:: Provided data ::
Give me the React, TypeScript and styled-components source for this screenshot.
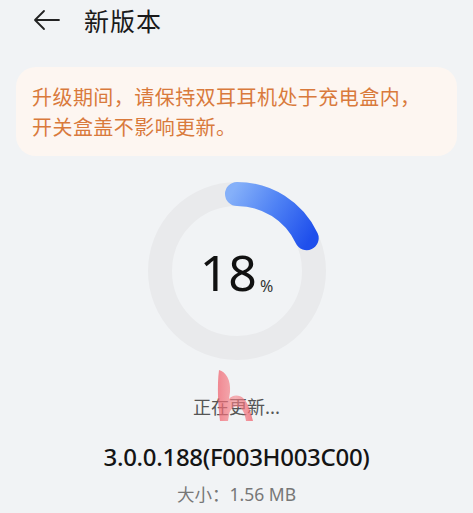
import React from 'react';
import styled, { createGlobalStyle } from 'styled-components';

const GlobalStyle = createGlobalStyle`
  html, body {
    margin: 0;
    padding: 0;
    background: #f1f3f5;
  }
  body {
    font-family: "Noto Sans", "Noto Sans CJK SC", sans-serif;
  }
`;

const Page = styled.div`
  width: 473px;
  height: 513px;
  overflow: hidden;
  background: #f1f3f5;
  display: flex;
  flex-direction: column;
`;

const Header = styled.div`
  height: 40px;
  display: flex;
  align-items: center;
  padding-left: 33px;
  gap: 23px;
`;

const Title = styled.div`
  font-family: "Noto Sans CJK SC", sans-serif;
  font-size: 25px;
  font-weight: 400;
  color: #1a1a1a;
  letter-spacing: 1px;
`;

const Notice = styled.div`
  margin: 27px 16px 0 16px;
  padding: 15px 16px 14px 16px;
  background: #fdf6f1;
  border-radius: 20px;
  font-family: "Noto Sans CJK SC", sans-serif;
  font-size: 20px;
  letter-spacing: 0.45px;
  line-height: 30px;
  color: #d97a3c;
`;

const RingWrap = styled.div`
  position: relative;
  align-self: center;
  margin-top: 25px;
  width: 180px;
  height: 180px;
`;

const Center = styled.div`
  position: absolute;
  inset: 0;
  display: flex;
  align-items: center;
  justify-content: center;
  padding-top: 2px;
`;

const Number = styled.span`
  font-family: "Noto Sans", sans-serif;
  font-size: 50px;
  font-weight: 400;
  color: #111;
  line-height: 1;
`;

const Percent = styled.span`
  font-family: "Noto Sans", sans-serif;
  font-size: 16px;
  color: #333;
  align-self: flex-end;
  margin-bottom: 64px;
  margin-left: 3px;
`;

const Status = styled.div`
  position: relative;
  margin-top: 32px;
  text-align: center;
  font-family: "Noto Sans CJK SC", sans-serif;
  font-size: 18px;
  color: #555;
  height: 26px;
  line-height: 26px;
`;

const Mark = styled.svg`
  position: absolute;
  left: 214px;
  top: -25px;
`;

const Version = styled.div`
  margin-top: 22px;
  text-align: center;
  font-family: "Noto Sans", sans-serif;
  font-size: 24px;
  font-weight: 500;
  color: #141414;
  letter-spacing: -0.3px;
  line-height: 32px;
`;

const Size = styled.div`
  margin-top: 8px;
  text-align: center;
  font-family: "Noto Sans", "Noto Sans CJK SC", sans-serif;
  font-size: 17.5px;
  color: #777;
`;

const progress = 18;

const Ring: React.FC<{ value: number }> = ({ value }) => {
  const r = 77;
  const a = (value / 100) * 2 * Math.PI;
  const ex = 90 + r * Math.sin(a);
  const ey = 90 - r * Math.cos(a);
  return (
    <svg width="180" height="180" viewBox="0 0 180 180">
      <defs>
        <linearGradient id="arc" x1="84" y1="13" x2="162" y2="60" gradientUnits="userSpaceOnUse">
          <stop offset="0" stopColor="#85b0f9" />
          <stop offset="0.5" stopColor="#4d80f4" />
          <stop offset="1" stopColor="#1f4fec" />
        </linearGradient>
      </defs>
      <circle cx="90" cy="90" r={r} fill="none" stroke="#e9eaec" strokeWidth="24" />
      <path
        d={`M90 ${90 - r} A${r} ${r} 0 0 1 ${ex.toFixed(2)} ${ey.toFixed(2)}`}
        fill="none"
        stroke="url(#arc)"
        strokeWidth="24"
        strokeLinecap="round"
      />
    </svg>
  );
};

const App: React.FC = () => {
  return (
    <Page>
      <GlobalStyle />
      <Header>
        <svg width="28" height="22" viewBox="0 0 28 22">
          <path d="M26 11H3M11 2L2 11l9 9" fill="none" stroke="#222" strokeWidth="1.8" strokeLinecap="round" strokeLinejoin="round" />
        </svg>
        <Title>新版本</Title>
      </Header>
      <Notice>
        升级期间，请保持双耳耳机处于充电盒内，
        <br />
        开关盒盖不影响更新。
      </Notice>
      <RingWrap>
        <Ring value={progress} />
        <Center>
          <Number>{progress}</Number>
          <Percent>%</Percent>
        </Center>
      </RingWrap>
      <Status>
        正在更新...
        <Mark width="44" height="56" viewBox="0 0 44 56">
          <defs>
            <linearGradient id="mark" x1="0" y1="0" x2="1" y2="0">
              <stop offset="0" stopColor="rgba(240,100,112,0.75)" />
              <stop offset="0.5" stopColor="rgba(246,130,136,0.6)" />
              <stop offset="1" stopColor="rgba(240,96,108,0.75)" />
            </linearGradient>
          </defs>
          <path
            d="M5 2 C12 4 17 12 16 24 L15 31 C18 27 25 26 30 31 C35 37 37 45 39 53 L32 53 C31 46 29 41 25 39 C20 37 16 41 15 47 L14 53 L6 53 C4 36 3 18 5 2 Z"
            fill="url(#mark)"
          />
        </Mark>
      </Status>
      <Version>3.0.0.188(F003H003C00)</Version>
      <Size>大小：1.56 MB</Size>
    </Page>
  );
};

export default App;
:::
Task
Using the data above, write out every line exactly, leaving the images behind.

Output below
Give me the React, TypeScript and styled-components source for this screenshot.
import React from 'react';
import styled, { createGlobalStyle } from 'styled-components';

const GlobalStyle = createGlobalStyle`
  html, body {
    margin: 0;
    padding: 0;
    background: #f1f3f5;
  }
  body {
    font-family: "Noto Sans", "Noto Sans CJK SC", sans-serif;
  }
`;

const Page = styled.div`
  width: 473px;
  height: 513px;
  overflow: hidden;
  background: #f1f3f5;
  display: flex;
  flex-direction: column;
`;

const Header = styled.div`
  height: 40px;
  display: flex;
  align-items: center;
  padding-left: 33px;
  gap: 23px;
`;

const Title = styled.div`
  font-family: "Noto Sans CJK SC", sans-serif;
  font-size: 25px;
  font-weight: 400;
  color: #1a1a1a;
  letter-spacing: 1px;
`;

const Notice = styled.div`
  margin: 27px 16px 0 16px;
  padding: 15px 16px 14px 16px;
  background: #fdf6f1;
  border-radius: 20px;
  font-family: "Noto Sans CJK SC", sans-serif;
  font-size: 20px;
  letter-spacing: 0.45px;
  line-height: 30px;
  color: #d97a3c;
`;

const RingWrap = styled.div`
  position: relative;
  align-self: center;
  margin-top: 25px;
  width: 180px;
  height: 180px;
`;

const Center = styled.div`
  position: absolute;
  inset: 0;
  display: flex;
  align-items: center;
  justify-content: center;
  padding-top: 2px;
`;

const Number = styled.span`
  font-family: "Noto Sans", sans-serif;
  font-size: 50px;
  font-weight: 400;
  color: #111;
  line-height: 1;
`;

const Percent = styled.span`
  font-family: "Noto Sans", sans-serif;
  font-size: 16px;
  color: #333;
  align-self: flex-end;
  margin-bottom: 64px;
  margin-left: 3px;
`;

const Status = styled.div`
  position: relative;
  margin-top: 32px;
  text-align: center;
  font-family: "Noto Sans CJK SC", sans-serif;
  font-size: 18px;
  color: #555;
  height: 26px;
  line-height: 26px;
`;

const Mark = styled.svg`
  position: absolute;
  left: 214px;
  top: -25px;
`;

const Version = styled.div`
  margin-top: 22px;
  text-align: center;
  font-family: "Noto Sans", sans-serif;
  font-size: 24px;
  font-weight: 500;
  color: #141414;
  letter-spacing: -0.3px;
  line-height: 32px;
`;

const Size = styled.div`
  margin-top: 8px;
  text-align: center;
  font-family: "Noto Sans", "Noto Sans CJK SC", sans-serif;
  font-size: 17.5px;
  color: #777;
`;

const progress = 18;

const Ring: React.FC<{ value: number }> = ({ value }) => {
  const r = 77;
  const a = (value / 100) * 2 * Math.PI;
  const ex = 90 + r * Math.sin(a);
  const ey = 90 - r * Math.cos(a);
  return (
    <svg width="180" height="180" viewBox="0 0 180 180">
      <defs>
        <linearGradient id="arc" x1="84" y1="13" x2="162" y2="60" gradientUnits="userSpaceOnUse">
          <stop offset="0" stopColor="#85b0f9" />
          <stop offset="0.5" stopColor="#4d80f4" />
          <stop offset="1" stopColor="#1f4fec" />
        </linearGradient>
      </defs>
      <circle cx="90" cy="90" r={r} fill="none" stroke="#e9eaec" strokeWidth="24" />
      <path
        d={`M90 ${90 - r} A${r} ${r} 0 0 1 ${ex.toFixed(2)} ${ey.toFixed(2)}`}
        fill="none"
        stroke="url(#arc)"
        strokeWidth="24"
        strokeLinecap="round"
      />
    </svg>
  );
};

const App: React.FC = () => {
  return (
    <Page>
      <GlobalStyle />
      <Header>
        <svg width="28" height="22" viewBox="0 0 28 22">
          <path d="M26 11H3M11 2L2 11l9 9" fill="none" stroke="#222" strokeWidth="1.8" strokeLinecap="round" strokeLinejoin="round" />
        </svg>
        <Title>新版本</Title>
      </Header>
      <Notice>
        升级期间，请保持双耳耳机处于充电盒内，
        <br />
        开关盒盖不影响更新。
      </Notice>
      <RingWrap>
        <Ring value={progress} />
        <Center>
          <Number>{progress}</Number>
          <Percent>%</Percent>
        </Center>
      </RingWrap>
      <Status>
        正在更新...
        <Mark width="44" height="56" viewBox="0 0 44 56">
          <defs>
            <linearGradient id="mark" x1="0" y1="0" x2="1" y2="0">
              <stop offset="0" stopColor="rgba(240,100,112,0.75)" />
              <stop offset="0.5" stopColor="rgba(246,130,136,0.6)" />
              <stop offset="1" stopColor="rgba(240,96,108,0.75)" />
            </linearGradient>
          </defs>
          <path
            d="M5 2 C12 4 17 12 16 24 L15 31 C18 27 25 26 30 31 C35 37 37 45 39 53 L32 53 C31 46 29 41 25 39 C20 37 16 41 15 47 L14 53 L6 53 C4 36 3 18 5 2 Z"
            fill="url(#mark)"
          />
        </Mark>
      </Status>
      <Version>3.0.0.188(F003H003C00)</Version>
      <Size>大小：1.56 MB</Size>
    </Page>
  );
};

export default App;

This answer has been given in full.